** Records from a data collection **
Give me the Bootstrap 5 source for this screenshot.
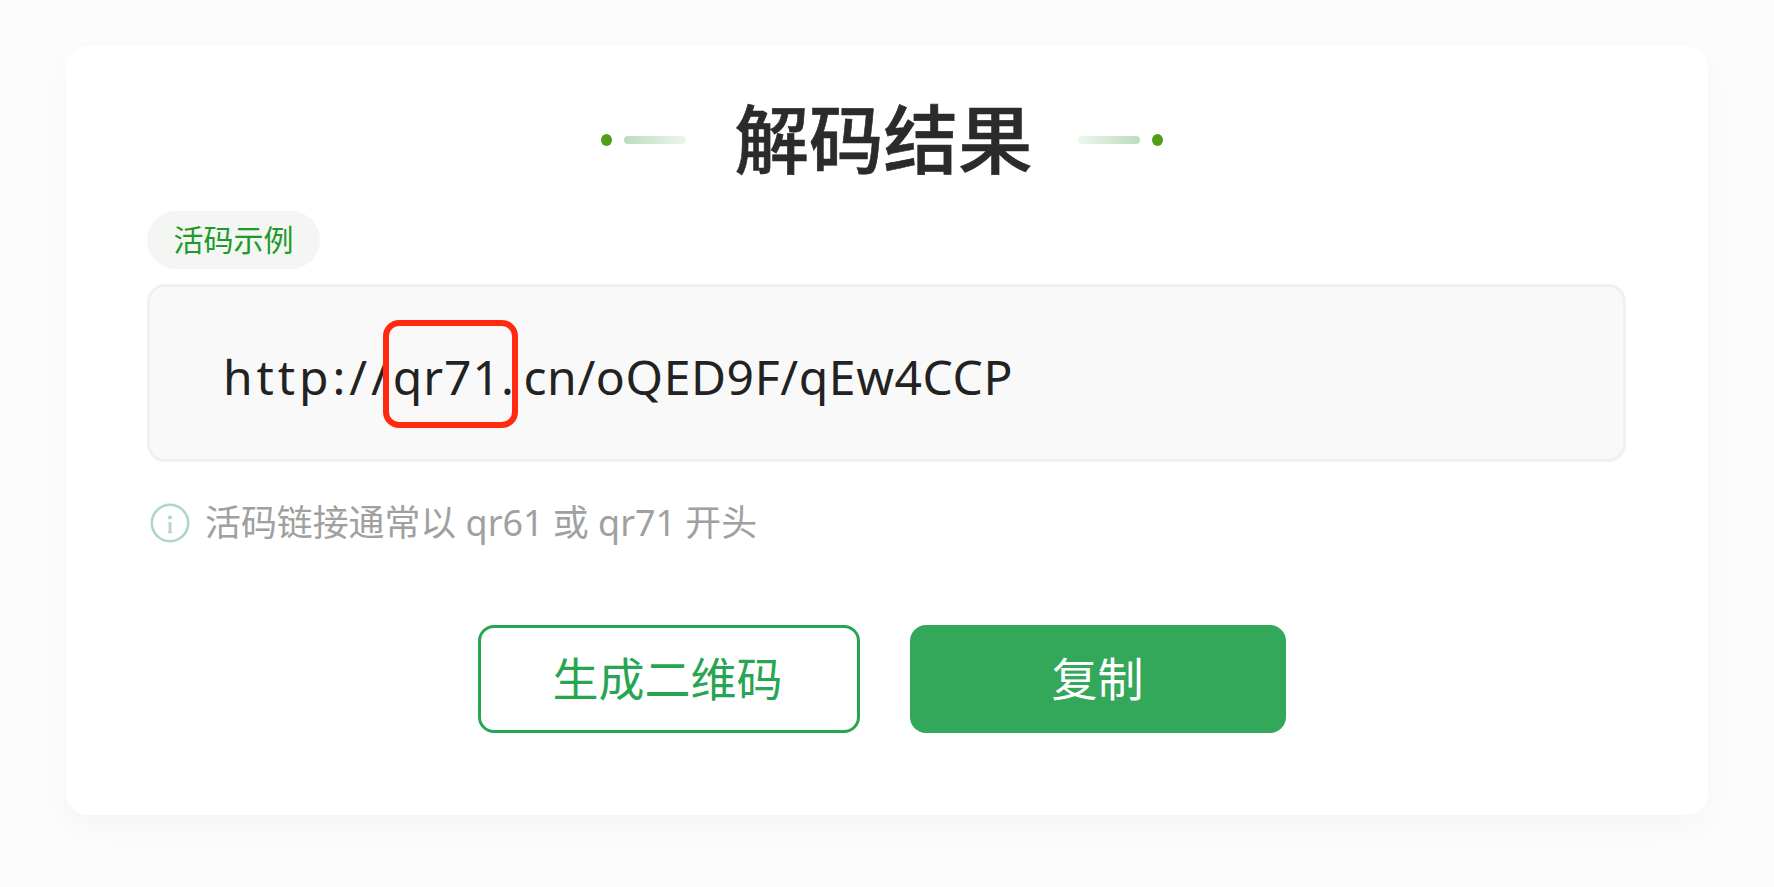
<!DOCTYPE html>
<html lang="zh-CN">
<head>
<meta charset="utf-8">
<title>解码结果</title>
<link href="https://cdn.jsdelivr.net/npm/bootstrap@5.3.0/dist/css/bootstrap.min.css" rel="stylesheet">
<style>
  html, body { height: 100%; }
  body { background: #fcfcfc; font-family: "Noto Sans", "Noto Sans CJK SC", sans-serif; overflow: hidden; }
  .stage { padding: 46px 66px 0 66px; }
  .sheet { background: #fff; border: 0; border-radius: 22px; box-shadow: 0 12px 34px rgba(0,0,0,.03); padding: 57px 82px 82px 81px; }
  .head-row { padding-right: 9px; margin-bottom: 34px; }
  .head-dot { width: 11px; height: 12px; border-radius: 50%; background: #4f9e16; }
  .head-bar { width: 62px; height: 8px; border-radius: 4px; margin: 0 12.5px; }
  .bar-l { background: linear-gradient(90deg, #bcdcbc, #eef6ee); margin-left: 12px; }
  .bar-r { background: linear-gradient(90deg, #eef6ee, #bcdcbc); margin-right: 12px; }
  .head-title { font-family: "Noto Sans CJK SC", sans-serif; font-size: 74.5px; line-height: 66px; padding-bottom: 8px; font-weight: 500; color: #2b2b2b; margin: 0 33px 0 36px; -webkit-text-stroke: .6px #2b2b2b; }
  .tag-pill { height: 58px; width: 173px; border-radius: 29px; background: #f3f6f3; color: #1f9a2a; font-family: "Noto Sans CJK SC", sans-serif; font-size: 30px; margin-bottom: 15px; padding-bottom: 4px; }
  .url-box { height: 178px; background: #f9f9f9; border: 3px solid #f0f0f0; border-radius: 18px; padding-left: 73px; padding-top: 7px; color: #222; font-size: 48px; line-height: 1; letter-spacing: .62px; }
  .url-proto { letter-spacing: 3.9px; }
  .url-sep { letter-spacing: 9.6px; }
  .hit-word { position: relative; letter-spacing: 1px; }
  .hit-frame { position: absolute; left: -10px; right: -17px; top: -24px; bottom: -19px; border: 6px solid #ff2a10; border-radius: 16px; }
  .hint-row { margin-top: 41px; height: 40px; gap: 15px; color: #a0a0a0; font-size: 35.9px; padding-left: 3px; }
  .action-row { margin-top: 82px; gap: 50px; padding-right: 10px; }
  .act-btn { height: 108px; border-radius: 16px; font-family: "Noto Sans CJK SC", sans-serif; font-size: 46px; line-height: 1; padding: 0 0 6px; }
  .act-outline { width: 382px; border: 3px solid #27a552; color: #27a552; background: #fff; padding-right: 2px; }
  .act-solid { width: 376px; border: 0; color: #fff; background: #34a85a; }
</style>
</head>
<body>
<div class="stage">
  <div class="card sheet">
    <div class="d-flex align-items-center justify-content-center head-row">
      <span class="head-dot"></span>
      <span class="head-bar bar-l"></span>
      <h1 class="head-title">解码结果</h1>
      <span class="head-bar bar-r"></span>
      <span class="head-dot"></span>
    </div>
    <div class="d-flex align-items-center justify-content-center tag-pill">活码示例</div>
    <div class="d-flex align-items-center url-box">
      <span><span class="url-proto">http://</span><span class="hit-word">qr71<span class="hit-frame"></span></span><span class="url-sep">.</span>cn/oQED9F/qEw4CCP</span>
    </div>
    <div class="d-flex align-items-center hint-row">
      <svg width="40" height="40" viewBox="0 0 40 40" fill="none" aria-hidden="true">
        <circle cx="20" cy="20" r="18.200" stroke="#b0d6c4" stroke-width="2.600"/>
        <circle cx="20" cy="14.500" r="2.100" fill="#b0d6c4"/>
        <path d="M20 19v10.500" stroke="#b0d6c4" stroke-width="2.800"/>
        <path d="M17.800 29.500h4.400" stroke="#b0d6c4" stroke-width="1.400"/>
      </svg>
      <span>活码链接通常以 qr61 或 qr71 开头</span>
    </div>
    <div class="d-flex justify-content-center action-row">
      <button type="button" class="btn act-btn act-outline">生成二维码</button>
      <button type="button" class="btn act-btn act-solid">复制</button>
    </div>
  </div>
</div>
<script src="https://cdn.jsdelivr.net/npm/bootstrap@5.3.0/dist/js/bootstrap.bundle.min.js"></script>
</body>
</html>
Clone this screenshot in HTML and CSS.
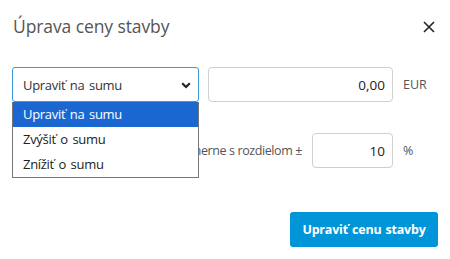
FILE: index.html
```html
<!DOCTYPE html>
<html lang="sk">
<head>
<meta charset="utf-8">
<link rel="stylesheet" href="styles.css">
</head>
<body>
<div class="dialog">
  <div class="header">
    <h1 class="title">Úprava ceny stavby</h1>
    <span class="close">
      <svg width="12" height="12" viewBox="0 0 12 12"><path d="M1 1L11 11M11 1L1 11" stroke="#222" stroke-width="1.6" fill="none"/></svg>
    </span>
  </div>
  <div class="row row-main">
    <div class="select-wrap">
      <div class="select">
        <span>Upraviť na sumu</span>
        <svg class="chev" width="10" height="7" viewBox="0 0 10 7"><path d="M1.2 1.2L5 5L8.8 1.2" stroke="#222" stroke-width="2.2" fill="none"/></svg>
      </div>
      <ul class="options">
        <li class="opt active">Upraviť na sumu</li>
        <li class="opt">Zvýšiť o sumu</li>
        <li class="opt">Znížiť o sumu</li>
      </ul>
    </div>
    <div class="input wide">0,00</div>
    <span class="unit">EUR</span>
  </div>
  <div class="row row-second">
    <span class="label">Rozložiť rovnomerne s rozdielom ±</span>
    <div class="input narrow">10</div>
    <span class="unit">%</span>
  </div>
  <div class="footer">
    <button class="btn">Upraviť cenu stavby</button>
  </div>
</div>
</body>
</html>
```
FILE: styles.css
```css
* { box-sizing: border-box; }
html, body { margin: 0; padding: 0; background: #fff; }
body { font-family: "Open Sans", "Noto Sans", sans-serif; color: #333; width: 450px; height: 259px; overflow: hidden; }
.dialog { padding: 12px 12px 0 12px; }
.header { display: flex; justify-content: space-between; align-items: center; height: 28px; }
.title { margin: 0 0 0 1px; font-size: 17.5px; font-weight: 400; color: #555; letter-spacing: -0.1px; }
.close { display: flex; margin-right: 3px; margin-top: 2px; }
.row { display: flex; align-items: center; }
.row-main { margin-top: 27px; position: relative; z-index: 2; }
.select-wrap { position: relative; width: 187px; }
.select { height: 35px; border: 1px solid #3a9ad9; border-radius: 3px; display: flex; align-items: center; justify-content: space-between; padding: 0 7px 0 10px; font-size: 13px; letter-spacing: -0.3px; word-spacing: 1.5px; color: #333; }
.chev { margin-top: 1px; }
.options { position: absolute; left: 0; top: 35px; width: 187px; margin: 0; padding: 0; list-style: none; background: #fff; border: 1px solid #767676; border-top: none; }
.opt { height: 25px; line-height: 25px; padding-left: 10px; font-size: 13px; letter-spacing: -0.3px; word-spacing: 1.5px; color: #222; }
.opt.active { background: #1a67d2; color: #fff; }
.input { height: 35px; border: 1px solid #cfcfcf; border-radius: 4px; display: flex; align-items: center; justify-content: flex-end; padding-right: 7px; font-size: 13.5px; color: #222; }
.wide { width: 185px; margin-left: 9px; }
.narrow { width: 81px; margin-left: 10px; }
.unit { margin-left: 10px; width: 35px; font-size: 12.5px; color: #555; }
.row-second { margin-top: 31px; justify-content: flex-end; }
.label { font-size: 12.5px; letter-spacing: -0.4px; color: #555; white-space: nowrap; }
.footer { display: flex; justify-content: flex-end; margin-top: 44px; }
.btn { width: 148px; height: 35px; background: #0095d8; border: none; border-radius: 3px; color: #fff; font-family: inherit; font-weight: 700; font-size: 12.5px; letter-spacing: -0.2px; word-spacing: 1px; }
```
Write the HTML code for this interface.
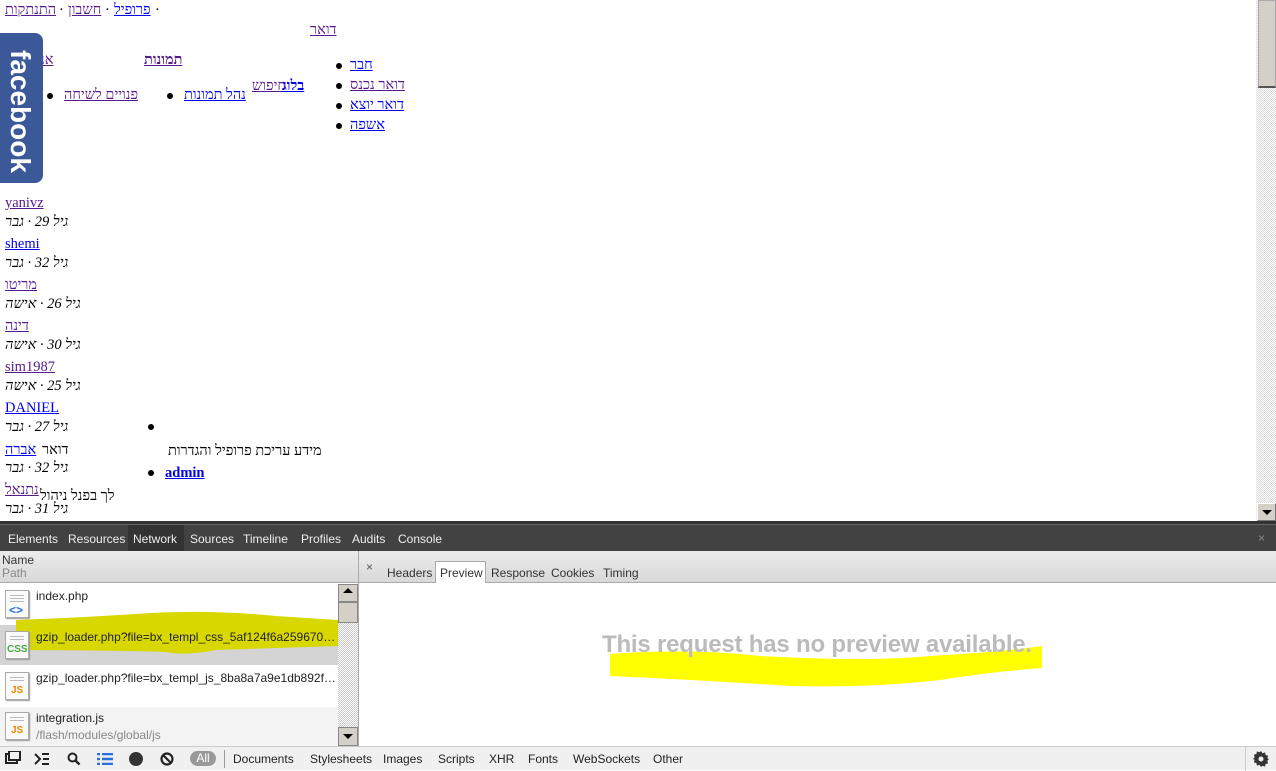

** Directions **
Write out each line of the data exactly; the images should be left out.

** Solved problem **
Give me the Bootstrap 5 source for this screenshot.
<!DOCTYPE html>
<html lang="zh-CN">
<head>
<meta charset="utf-8">
<title>解码结果</title>
<link href="https://cdn.jsdelivr.net/npm/bootstrap@5.3.0/dist/css/bootstrap.min.css" rel="stylesheet">
<style>
  html, body { height: 100%; }
  body { background: #fcfcfc; font-family: "Noto Sans", "Noto Sans CJK SC", sans-serif; overflow: hidden; }
  .stage { padding: 46px 66px 0 66px; }
  .sheet { background: #fff; border: 0; border-radius: 22px; box-shadow: 0 12px 34px rgba(0,0,0,.03); padding: 57px 82px 82px 81px; }
  .head-row { padding-right: 9px; margin-bottom: 34px; }
  .head-dot { width: 11px; height: 12px; border-radius: 50%; background: #4f9e16; }
  .head-bar { width: 62px; height: 8px; border-radius: 4px; margin: 0 12.5px; }
  .bar-l { background: linear-gradient(90deg, #bcdcbc, #eef6ee); margin-left: 12px; }
  .bar-r { background: linear-gradient(90deg, #eef6ee, #bcdcbc); margin-right: 12px; }
  .head-title { font-family: "Noto Sans CJK SC", sans-serif; font-size: 74.5px; line-height: 66px; padding-bottom: 8px; font-weight: 500; color: #2b2b2b; margin: 0 33px 0 36px; -webkit-text-stroke: .6px #2b2b2b; }
  .tag-pill { height: 58px; width: 173px; border-radius: 29px; background: #f3f6f3; color: #1f9a2a; font-family: "Noto Sans CJK SC", sans-serif; font-size: 30px; margin-bottom: 15px; padding-bottom: 4px; }
  .url-box { height: 178px; background: #f9f9f9; border: 3px solid #f0f0f0; border-radius: 18px; padding-left: 73px; padding-top: 7px; color: #222; font-size: 48px; line-height: 1; letter-spacing: .62px; }
  .url-proto { letter-spacing: 3.9px; }
  .url-sep { letter-spacing: 9.6px; }
  .hit-word { position: relative; letter-spacing: 1px; }
  .hit-frame { position: absolute; left: -10px; right: -17px; top: -24px; bottom: -19px; border: 6px solid #ff2a10; border-radius: 16px; }
  .hint-row { margin-top: 41px; height: 40px; gap: 15px; color: #a0a0a0; font-size: 35.9px; padding-left: 3px; }
  .action-row { margin-top: 82px; gap: 50px; padding-right: 10px; }
  .act-btn { height: 108px; border-radius: 16px; font-family: "Noto Sans CJK SC", sans-serif; font-size: 46px; line-height: 1; padding: 0 0 6px; }
  .act-outline { width: 382px; border: 3px solid #27a552; color: #27a552; background: #fff; padding-right: 2px; }
  .act-solid { width: 376px; border: 0; color: #fff; background: #34a85a; }
</style>
</head>
<body>
<div class="stage">
  <div class="card sheet">
    <div class="d-flex align-items-center justify-content-center head-row">
      <span class="head-dot"></span>
      <span class="head-bar bar-l"></span>
      <h1 class="head-title">解码结果</h1>
      <span class="head-bar bar-r"></span>
      <span class="head-dot"></span>
    </div>
    <div class="d-flex align-items-center justify-content-center tag-pill">活码示例</div>
    <div class="d-flex align-items-center url-box">
      <span><span class="url-proto">http://</span><span class="hit-word">qr71<span class="hit-frame"></span></span><span class="url-sep">.</span>cn/oQED9F/qEw4CCP</span>
    </div>
    <div class="d-flex align-items-center hint-row">
      <svg width="40" height="40" viewBox="0 0 40 40" fill="none" aria-hidden="true">
        <circle cx="20" cy="20" r="18.200" stroke="#b0d6c4" stroke-width="2.600"/>
        <circle cx="20" cy="14.500" r="2.100" fill="#b0d6c4"/>
        <path d="M20 19v10.500" stroke="#b0d6c4" stroke-width="2.800"/>
        <path d="M17.800 29.500h4.400" stroke="#b0d6c4" stroke-width="1.400"/>
      </svg>
      <span>活码链接通常以 qr61 或 qr71 开头</span>
    </div>
    <div class="d-flex justify-content-center action-row">
      <button type="button" class="btn act-btn act-outline">生成二维码</button>
      <button type="button" class="btn act-btn act-solid">复制</button>
    </div>
  </div>
</div>
<script src="https://cdn.jsdelivr.net/npm/bootstrap@5.3.0/dist/js/bootstrap.bundle.min.js"></script>
</body>
</html>
Clone this screenshot in HTML and CSS.
FILE: index.html
```html
<!DOCTYPE html>
<html lang="sk">
<head>
<meta charset="utf-8">
<link rel="stylesheet" href="styles.css">
</head>
<body>
<div class="dialog">
  <div class="header">
    <h1 class="title">Úprava ceny stavby</h1>
    <span class="close">
      <svg width="12" height="12" viewBox="0 0 12 12"><path d="M1 1L11 11M11 1L1 11" stroke="#222" stroke-width="1.6" fill="none"/></svg>
    </span>
  </div>
  <div class="row row-main">
    <div class="select-wrap">
      <div class="select">
        <span>Upraviť na sumu</span>
        <svg class="chev" width="10" height="7" viewBox="0 0 10 7"><path d="M1.2 1.2L5 5L8.8 1.2" stroke="#222" stroke-width="2.2" fill="none"/></svg>
      </div>
      <ul class="options">
        <li class="opt active">Upraviť na sumu</li>
        <li class="opt">Zvýšiť o sumu</li>
        <li class="opt">Znížiť o sumu</li>
      </ul>
    </div>
    <div class="input wide">0,00</div>
    <span class="unit">EUR</span>
  </div>
  <div class="row row-second">
    <span class="label">Rozložiť rovnomerne s rozdielom ±</span>
    <div class="input narrow">10</div>
    <span class="unit">%</span>
  </div>
  <div class="footer">
    <button class="btn">Upraviť cenu stavby</button>
  </div>
</div>
</body>
</html>
```
FILE: styles.css
```css
* { box-sizing: border-box; }
html, body { margin: 0; padding: 0; background: #fff; }
body { font-family: "Open Sans", "Noto Sans", sans-serif; color: #333; width: 450px; height: 259px; overflow: hidden; }
.dialog { padding: 12px 12px 0 12px; }
.header { display: flex; justify-content: space-between; align-items: center; height: 28px; }
.title { margin: 0 0 0 1px; font-size: 17.5px; font-weight: 400; color: #555; letter-spacing: -0.1px; }
.close { display: flex; margin-right: 3px; margin-top: 2px; }
.row { display: flex; align-items: center; }
.row-main { margin-top: 27px; position: relative; z-index: 2; }
.select-wrap { position: relative; width: 187px; }
.select { height: 35px; border: 1px solid #3a9ad9; border-radius: 3px; display: flex; align-items: center; justify-content: space-between; padding: 0 7px 0 10px; font-size: 13px; letter-spacing: -0.3px; word-spacing: 1.5px; color: #333; }
.chev { margin-top: 1px; }
.options { position: absolute; left: 0; top: 35px; width: 187px; margin: 0; padding: 0; list-style: none; background: #fff; border: 1px solid #767676; border-top: none; }
.opt { height: 25px; line-height: 25px; padding-left: 10px; font-size: 13px; letter-spacing: -0.3px; word-spacing: 1.5px; color: #222; }
.opt.active { background: #1a67d2; color: #fff; }
.input { height: 35px; border: 1px solid #cfcfcf; border-radius: 4px; display: flex; align-items: center; justify-content: flex-end; padding-right: 7px; font-size: 13.5px; color: #222; }
.wide { width: 185px; margin-left: 9px; }
.narrow { width: 81px; margin-left: 10px; }
.unit { margin-left: 10px; width: 35px; font-size: 12.5px; color: #555; }
.row-second { margin-top: 31px; justify-content: flex-end; }
.label { font-size: 12.5px; letter-spacing: -0.4px; color: #555; white-space: nowrap; }
.footer { display: flex; justify-content: flex-end; margin-top: 44px; }
.btn { width: 148px; height: 35px; background: #0095d8; border: none; border-radius: 3px; color: #fff; font-family: inherit; font-weight: 700; font-size: 12.5px; letter-spacing: -0.2px; word-spacing: 1px; }
```
Write the HTML code for this interface.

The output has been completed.